Aside from Sachs' development fantasies, the lived reality of citizens of the Nigerian state is that it provides little or no security, no infrastructure, no education and no employment opportunities (apart from mostly McJobs in the civil service).  Everywhere in Nigeria, the basic elements of civilised existence have to be taken care of house-by-house, compound-by-compound.  You must sink your own borehole for water, buy, install and fuel a generator for power, hire security guards to keep the wolves from the door, pay school fees to ensure your kids get a half-decent education because the public school system is in perpetual meltdown. And to earn enough money to get through the day, you must hustle.

The breakdown of a standard tax and political representation based social contract between citizens and the state in Nigeria is almost entirely a result of the past few decades of the so-called ‘resource curse’.  Earning billions of dollars each year from crude exports, the Nigerian government has no need to rely on tax from individuals or local companies; tax and royalty payments from the international oil companies (as well as historically, loans from international financial institutions) have been sufficient to fund the annual budget at all levels of government.  For the past few decades, cheap fuel has therefore been the only form of social contract between ordinary Nigerians and the state and the principle lever to control inflation during times of rising oil prices.  With most Nigerians subsisting on US$2 or less, subsidised fuel has also been a survival mechanism, making life only just bearable.

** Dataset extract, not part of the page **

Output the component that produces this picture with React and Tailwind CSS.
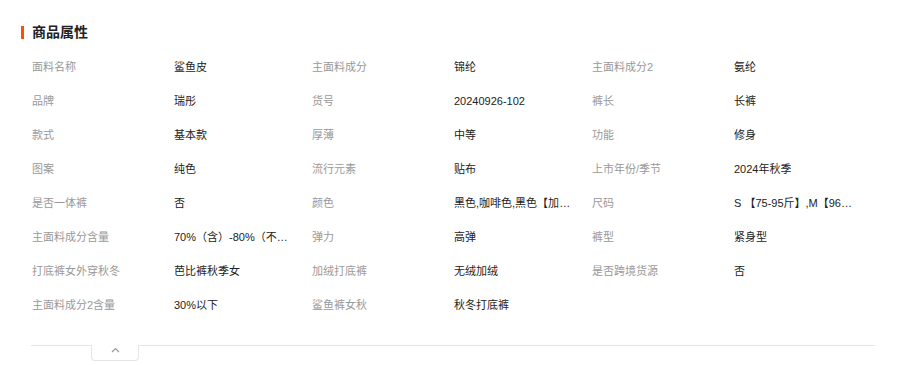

It was therefore highly surprising to Nigerians to find out that the fuel subsidy had been removed on January 1st and that the price regulating body under the Nigerian National Petroleum Corporation (NNPC) – the PPPRA – had more than doubled the price of petrol overnight.  No one had been given warning.  The expectation was that the subsidy would be removed at the earliest in April.  The strong suspicion is that following on from Christine Lagarde’s visit to Nigeria in late December, the government had accelerated its plans.  From the views of key government figures, it’s easy to see how Nigeria acceded to IMF pressure with little or no resistance.  The Finance Minister, Ngozi Okonjo-Iweala, has repeatedly stated that removing the fuel subsidy would only hurt the affluent car-owning population, forgetting how central the price of fuel is to almost every basic aspect of life here.   Meanwhile, the Governor of the Central Bank, Sanusi Lamido Sanusi, has stated that removal of the subsidy would only have a short-term inflationary effect.  With opinions like this, the IMF was walking into an open door.